ということで、婚約指輪の文化の起源はなんとなく見えてきた。しかし、定番のダイヤモンドとは無関係である。婚約指輪とダイヤモンドが結びついたのは近年であり、「De Beers」の優れた企業努力の賜物らしい。ということで、「De Beers」の話をしよう。市場で圧倒的優位を築き楽々ちんちんな「De Beers」であったが、二度の大戦を終える頃には主要顧客だった貴族階級の権勢はすっかり失われていた。おまけに資本主義経済の発達で市場構造は大きく変貌、中間層が台頭し、経済的・文化的に影響力を持つようになった。彼らの関心がなければ生き残ることはできないのだが、「De Beers」の1946年の調査によって判明したのは、中間層は高価な石ころを買うことに関心を持たないという恐ろしい現実であった。生き残るには、彼らの関心をどうにか集める、つまり存在しない市場を切り拓く必要があるという絶望的状況と立ち向かう必要があった。

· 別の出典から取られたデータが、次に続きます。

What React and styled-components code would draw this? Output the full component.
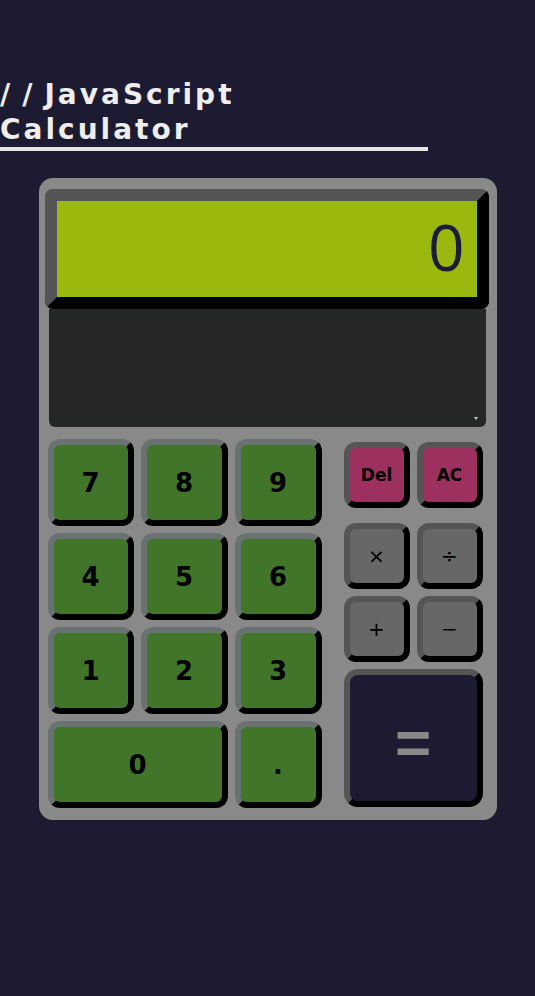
import React from "react";
import styled, { createGlobalStyle } from "styled-components";

const Global = createGlobalStyle`
  html, body { margin: 0; padding: 0; background: #1c1b31; }
  body { font-family: "DejaVu Sans", Verdana, sans-serif; }
`;

const Page = styled.div`
  min-height: 996px;
  background: #1c1b31;
  padding-top: 77px;
  box-sizing: border-box;
`;

const Title = styled.h1`
  margin: 0;
  width: 80%;
  font-family: "DejaVu Sans", Verdana, sans-serif;
  font-weight: bold;
  font-size: 28px;
  line-height: 35px;
  letter-spacing: 3px;
  color: #eeeeee;
  border-bottom: 4px solid #e6e6e6;
`;

const Slashes = styled.span`
  letter-spacing: 12px;
`;

const Word = styled.span``;

const Calc = styled.div`
  width: 458px;
  margin: 27px auto 0;
  background: #898989;
  border-radius: 14px;
  padding: 11px 0 12px;
  box-sizing: border-box;
`;

const Display = styled.div`
  height: 120px;
  margin: 0 8px 0 6px;
  box-sizing: border-box;
  border: 12px solid;
  border-color: #555555 #000000 #000000 #555555;
  border-radius: 8px;
  background: #9bb80f;
  display: flex;
  align-items: center;
  justify-content: flex-end;
  padding: 0 12px 6px 0;
  font-family: "Open Sans", "DejaVu Sans", sans-serif;
  font-size: 64px;
  color: #1c1b31;
`;

const Tape = styled.div`
  position: relative;
  height: 118px;
  margin: 0 11px 0 10px;
  background: #262827;
  border-radius: 0 0 6px 6px;
`;

const Grip = styled.span`
  position: absolute;
  right: 8px;
  bottom: 7px;
  width: 0;
  height: 0;
  border-left: 2px solid transparent;
  border-right: 2px solid transparent;
  border-top: 3px solid #cfcfcf;
`;

const Keypad = styled.div`
  display: flex;
  gap: 22px;
  margin-top: 12px;
  padding-left: 9px;
`;

const Numbers = styled.div`
  display: grid;
  grid-template-columns: 86px 87px 87px;
  grid-template-rows: repeat(4, 87px);
  gap: 7px;
`;

const Key = styled.button`
  box-sizing: border-box;
  margin: 0;
  padding: 0;
  border: 6px solid;
  border-radius: 12px;
  display: flex;
  align-items: center;
  justify-content: center;
  font-family: "DejaVu Sans", Verdana, sans-serif;
  color: #000;
  cursor: pointer;
`;

const NumKey = styled(Key)`
  grid-column: span ${(p) => p.$span || 1};
  background: #41752a;
  border-color: #6a7171 #000000 #000000 #6a7171;
  font-size: 26px;
  font-weight: bold;
`;

const Ops = styled.div`
  display: flex;
  flex-direction: column;
  gap: 7px;
  padding-top: 3px;
`;

const OpRow = styled.div`
  display: grid;
  grid-template-columns: 66px 66px;
  grid-auto-rows: ${(p) => (p.$tall ? "138px" : "66px")};
  gap: 7px;
  margin-bottom: ${(p) => (p.$spaced ? "8px" : "0")};
`;

const OpKey = styled(Key)`
  background: ${(p) => (p.$tone === "red" ? "#9c305f" : "#676767")};
  border-color: #555555 #000000 #000000 #555555;
  font-size: ${(p) => (p.$tone === "red" ? "17px" : "20px")};
  font-weight: ${(p) => (p.$tone === "red" ? "bold" : "normal")};
`;

const EqualsKey = styled(Key)`
  grid-column: span 2;
  background: #1c1b31;
  border-color: #555555 #000000 #000000 #555555;
  border-radius: 14px;
  padding-top: 8px;
  color: #898989;
  font-family: "Liberation Sans", Arial, sans-serif;
  font-size: 62px;
  font-weight: bold;
`;

export default function App() {
  return (
    <>
      <Global />
      <Page>
        <Title>
          <Slashes>//</Slashes>
          <Word>JavaScript</Word> <Word>Calculator</Word>
        </Title>
        <Calc>
          <Display>0</Display>
          <Tape>
            <Grip />
          </Tape>
          <Keypad>
            <Numbers>
              {["7", "8", "9", "4", "5", "6", "1", "2", "3"].map((n) => (
                <NumKey key={n}>{n}</NumKey>
              ))}
              <NumKey $span={2}>0</NumKey>
              <NumKey>.</NumKey>
            </Numbers>
            <Ops>
              <OpRow $spaced>
                <OpKey $tone="red">Del</OpKey>
                <OpKey $tone="red">AC</OpKey>
              </OpRow>
              <OpRow>
                <OpKey>×</OpKey>
                <OpKey>÷</OpKey>
              </OpRow>
              <OpRow>
                <OpKey>+</OpKey>
                <OpKey>−</OpKey>
              </OpRow>
              <OpRow $tall>
                <EqualsKey>=</EqualsKey>
              </OpRow>
            </Ops>
          </Keypad>
        </Calc>
      </Page>
    </>
  );
}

「De Beers」が目を付けたのは、「Maximilian I.」と「Marie de Bourgogne」の結婚だ。プロポーズにダイヤモンドの婚約指輪をプレゼントした事例である。実態は、お貴族様の結婚らしく大変ロマンチックなもので、領土取引を目的としていた。そのため、婚約指輪の送り相手も花嫁というよりはその父親「Charles le Téméraire」と捉えるべきではあるが、臭いものには蓋である。これを理想的な婚約形態として、ダイヤモンドの指輪こそが愛の試金石であるというプロモーション活動を押し出すことにしたようだ。
このプロモーションの実行部隊は広告代理店の「N.W.Ayers」である。このプロモーションで、「A Diamond is Forever」や「二ヶ月分の給料を永遠に続くものに」といった今でも知られる名キャッチコピーが生み出された他、プロダクトプレイスメントの先駆け的なプロモーションを行うなど、かなり精力的な仕事が行われたようである。幸いなことに、その努力は大いに実り、ダイヤモンドの結婚指輪が尊ばれる文化は誕生した。
ところで、「二ヶ月分の給料」が気になった人もいるだろう。私も「三ヶ月分」ではなかったかと気になったが、昭和の景気の良かった時代の話のようである。最近の相場[zexy]を見るに、二ヶ月分かそれ以下になったようであるが、これが景気後退なのか、プロモーションの寿命なのかは存じ上げない。おそらく後者だ、というのも、浮かれている友人に、婚約指輪を買ったのかと尋ねたような記憶が朧げながらあるが、買わなかったと記憶しているので、奥様の気にするような外圧も特にないのだろう。永遠の輝きをもつプロモーションは存在しないようで。
本記事を書くにあたって大いに参考にした「宝石」[A.Raden]であるが、論理展開が取りにくい部分はあるものの、宝石にまつわる物語が盛り沢山の魅力的な作品である。特にマリー・アントワネット周辺のヒューマンドラマは見応えがあったような記憶がある。忘れた部分を見返したいと思う程度には面白い本だったので、読者諸賢にもお勧めしておく。